# Hand cutting browse...



## NuMosaFarms (Mar 26, 2012)

Hi,

After joining and making our first post here at the "Goat Spot", we soon learned that we were feeding our Pigmy's way to much grain. We immediately took the advice of other members here and cut their intake of feed by more than half. Boy were our goats mad at us....lol. They were getting to the point of screaming all day as if they were saying "we are starving". Even though they have free feed to hay as well as their daily grain ration, our goats were acting as if they seriously were not getting enough food. 
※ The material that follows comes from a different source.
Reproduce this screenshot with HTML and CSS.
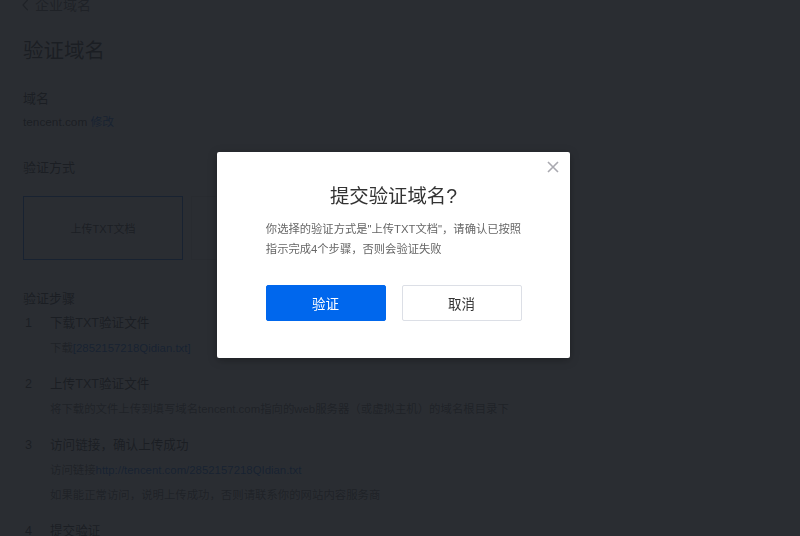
FILE: index.html
```html
<!DOCTYPE html>
<html lang="zh-CN">
<head>
<meta charset="utf-8">
<title>验证域名</title>
<link rel="stylesheet" href="styles.css">
</head>
<body>
<div class="page">
  <div class="crumb">
    <svg class="crumb-icon" width="7" height="12" viewBox="0 0 7 12"><path d="M5.8 0.8 L1 6 L5.8 11.2" fill="none" stroke="currentColor" stroke-width="1.3"/></svg>
    <span>企业域名</span>
  </div>
  <h1 class="title">验证域名</h1>

  <div class="label label-first">域名</div>
  <div class="domain">tencent.com <a class="link">修改</a></div>

  <div class="label label-method">验证方式</div>
  <div class="options">
    <div class="option option-active">上传TXT文档</div>
    <div class="option">添加DNS解析记录</div>
  </div>

  <div class="label label-steps">验证步骤</div>
  <ol class="steps">
    <li class="step">
      <div class="step-head"><span class="num">1</span><span>下载TXT验证文件</span></div>
      <div class="step-sub">下载<a class="link">[2852157218Qidian.txt]</a></div>
    </li>
    <li class="step">
      <div class="step-head"><span class="num">2</span><span>上传TXT验证文件</span></div>
      <div class="step-sub">将下载的文件上传到填写域名tencent.com指向的web服务器（或虚拟主机）的域名根目录下</div>
    </li>
    <li class="step">
      <div class="step-head"><span class="num">3</span><span>访问链接，确认上传成功</span></div>
      <div class="step-sub">访问链接<a class="link">http://tencent.com/2852157218QIdian.txt</a></div>
      <div class="step-sub">如果能正常访问，说明上传成功，否则请联系你的网站内容服务商</div>
    </li>
    <li class="step">
      <div class="step-head"><span class="num">4</span><span>提交验证</span></div>
    </li>
  </ol>
</div>

<div class="overlay">
  <div class="modal">
    <button class="close" aria-label="关闭">
      <svg width="12" height="12" viewBox="0 0 12 12"><path d="M1 1 L11 11 M11 1 L1 11" stroke="currentColor" stroke-width="1.6" fill="none"/></svg>
    </button>
    <h2 class="modal-title">提交验证域名?</h2>
    <div class="modal-body">
      <p class="modal-desc">你选择的验证方式是"上传TXT文档"，请确认已按照<br>指示完成4个步骤，否则会验证失败</p>
    </div>
    <div class="modal-actions">
      <button class="btn btn-primary">验证</button>
      <button class="btn btn-default">取消</button>
    </div>
  </div>
</div>
</body>
</html>
```

FILE: styles.css
```css
html, body {
  margin: 0;
  padding: 0;
  height: 100%;
  overflow: hidden;
}

body {
  background: #ffffff;
  color: #333333;
  font-family: "Liberation Sans", "Noto Sans CJK SC", sans-serif;
  font-size: 14px;
}

.page {
  margin-top: -5px;
  padding-left: 23px;
}

.crumb {
  display: flex;
  align-items: center;
  gap: 6px;
  height: 20px;
  color: #666666;
  font-size: 14px;
  line-height: 20px;
}

.crumb-icon {
  display: block;
  margin-left: -1px;
}

.title {
  margin: 22px 0 0;
  font-size: 20.5px;
  font-weight: normal;
  line-height: 28px;
  color: #333333;
}

.label {
  font-size: 13px;
  line-height: 20px;
  color: #333333;
}

.label-first { margin-top: 24px; }
.label-method { margin-top: 26px; }
.label-steps { margin-top: 29px; }

.domain {
  margin-top: 3px;
  font-size: 11.8px;
  line-height: 20px;
  color: #333333;
}

.link {
  color: #0067ed;
  text-decoration: none;
}

.options {
  display: flex;
  gap: 8px;
  margin-top: 18px;
}

.option {
  box-sizing: border-box;
  width: 160px;
  height: 64px;
  display: flex;
  align-items: center;
  justify-content: center;
  border: 1px solid #e3e3e3;
  font-size: 11px;
  color: #333333;
}

.option-active {
  border-color: #0067ed;
}

.steps {
  list-style: none;
  margin: 4px 0 0;
  padding: 0;
  display: flex;
  flex-direction: column;
  gap: 16px;
}

.step-head {
  display: flex;
  font-size: 12.6px;
  line-height: 20px;
  color: #333333;
}

.num {
  width: 25px;
  padding-left: 2px;
}

.step-sub {
  margin-top: 5px;
  padding-left: 27px;
  font-size: 11.4px;
  line-height: 20px;
  color: #666666;
}

/* overlay + modal */
.overlay {
  position: fixed;
  inset: 0;
  background: rgba(26, 29, 34, 0.93);
  display: flex;
  justify-content: center;
  align-items: flex-start;
  padding: 152px 13px 0 0;
}

.modal {
  position: relative;
  box-sizing: border-box;
  width: 353px;
  height: 206px;
  background: #ffffff;
  border-radius: 2px;
  box-shadow: 0 2px 10px rgba(0, 0, 0, 0.3);
  padding: 30px 0 0;
  display: flex;
  flex-direction: column;
  align-items: center;
}

.close {
  position: absolute;
  top: 3px;
  right: 5px;
  width: 24px;
  height: 24px;
  padding: 0;
  border: 0;
  background: transparent;
  color: #a9a9b0;
  display: flex;
  align-items: center;
  justify-content: center;
}

.modal-title {
  margin: 0;
  font-size: 19.4px;
  font-weight: normal;
  line-height: 28px;
  color: #333333;
}

.modal-body {
  margin-top: 10px;
  text-align: center;
}

.modal-desc {
  display: inline-block;
  margin: 0;
  text-align: left;
  white-space: nowrap;
  font-size: 11.3px;
  line-height: 19.5px;
  color: #666666;
}

.modal-actions {
  display: flex;
  gap: 16px;
  margin-top: 26px;
}

.btn {
  box-sizing: border-box;
  width: 120px;
  height: 36px;
  border-radius: 2px;
  font-family: "Liberation Sans", "Noto Sans CJK SC", sans-serif;
  font-size: 13.5px;
  cursor: pointer;
}

.btn-primary {
  background: #0067ed;
  border: 1px solid #0067ed;
  color: #ffffff;
}

.btn-default {
  background: #ffffff;
  border: 1px solid #dcdfe6;
  color: #333333;
}
```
As our luck would have it, our property is covered in wild roses and honeysuckle. For the time being our goats aren't able to get to them, but I have started cutting big full vines or limbs twice a day and taking to them in their enclosure to browse on. Needless to say the goats quickly strip the limbs of every leaf. What they are getting most is wild roses. Is this a bad practice for us to be doing? Is it possible for the goats to get "too much" roses?

I have another active post on "leash training", which we are trying to do so that we can just walk the goats over to the roses & honeysuckle to feed instead of cutting it for them by hand.

Thanks,
BJ & Debbie


----------



## ETgoatygirl (Mar 23, 2012)

NuMosaFarms, I think that's a great idea (bringing the goats browse)! I don't think you should have any problems with that at all.. I bring my goats browse occasionally and let them out to graze pretty much every day. They love it, as I'm sure your' goats love their browse delivery service


----------



## Zarafia (Mar 25, 2012)

I also try to bring my goats fresh browse as often as possible. I think it's a good thing!


----------



## aussieheelr (Jul 29, 2011)

I've got my does and buck w/wether. I let the girls out to brouse and can't have the boys out too, so i take a 5gal bucket and hand clip while the girls munch. Once the bucket is full it's time to go back in, and that usually takes an hour-ish cutting grass and leafy weeds one handful at a time


----------



## toth boer goats (Jul 20, 2008)

It is good to do...just not a ton of it.... be careful with some plant types... as they can be toxic .... :wink:


----------



## freedomstarfarm (Mar 25, 2011)

Great for you to bring them brouse. I would suggest to cut it fresh each time and give in moderation. As suggested some plants are toxic so be sure the things you offer are safe for them.


----------